Neil LaBute seems to be flavour of the month on the London stage. Less than a week after the opening of his new play Some Girl(s), starring David Schwimmer, at the Gielgud Theatre, the Donmar Warehouse treats us to the UK premiere of This Is How It Goes.

The former piece - in which a writer on the brink of marriage flies round the US to meet up with his previous lovers - exhibits worrying signs that it has been rewritten to accommodate the fact that Schwimmer is too wholesome to be plausible as a full-strength LaBute protagonist. Presented in a darkly droll, pitch-perfect production by Moises Kaufman, This Is How It Goes is free from any hint of self-censoring.

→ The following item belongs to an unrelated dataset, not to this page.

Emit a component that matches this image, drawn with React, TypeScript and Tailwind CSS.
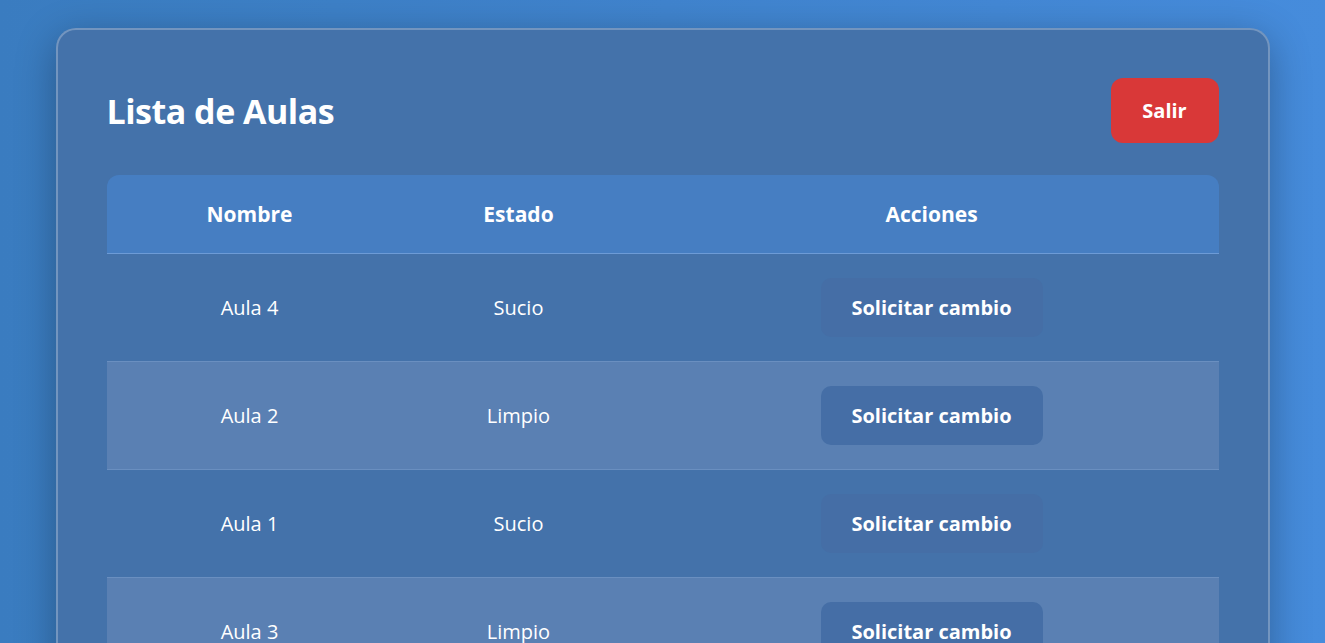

Our guide for the evening is a former lawyer-turned-tentative writer who re-encounters the beautiful girl he had a crush on back in his fat and nerdy high school years. Portrayed by Ben Chaplin with terrific charm, this figure - who, like the Schwimmer character, is simply called Man - plays around with chronology and stage-manages alternative versions of events as he unveils for us the complications arising from an erotic interracial triangle. The woman (played with superb naturalness by Megan Dodds) is now married to their classmate Cody (an impressive Idris Elba), a black high-school athletics star who has become a successful businessman and something of a dignitary in this introverted white town. They look to the world like a golden couple, but that's not the impression they give the Man, when he moves into the room over their garage.

By the end, the woman is in the process of divorcing Cody and has begun a relationship with the white man. It's how this comes about that remains moot in a play that is studiedly tricksy and slippery in a manner designed to bring the audience up short against its unacknowledged prejudices.

There was always a simmering resentment against Cody who, as the only black kid for miles around, used to be accused of "playing the Ace of Spades", or the race card, when teams were being picked or when a girl declined to go out with him. The experience seems to have turned him into a rigid over-achiever, intent on preserving his status and self-image to the detriment of his marriage and his emotional life. Not that the woman's motives for marrying him were particularly profound: she principally wanted to be noticed and to shock her parents.

In order to salvage the reputation she had begun to endanger, did Cody really enter into a secret deal with the Man, paying him to take her off his hands in exchange for a rare baseball card depicting a famous black player? That is one account of what happened. But throughout, our far-from-trusty master of ceremonies is a disturbing tease, and the play he conjures up is perhaps best viewed as an elaborate rationalisation of his deep-seated racism.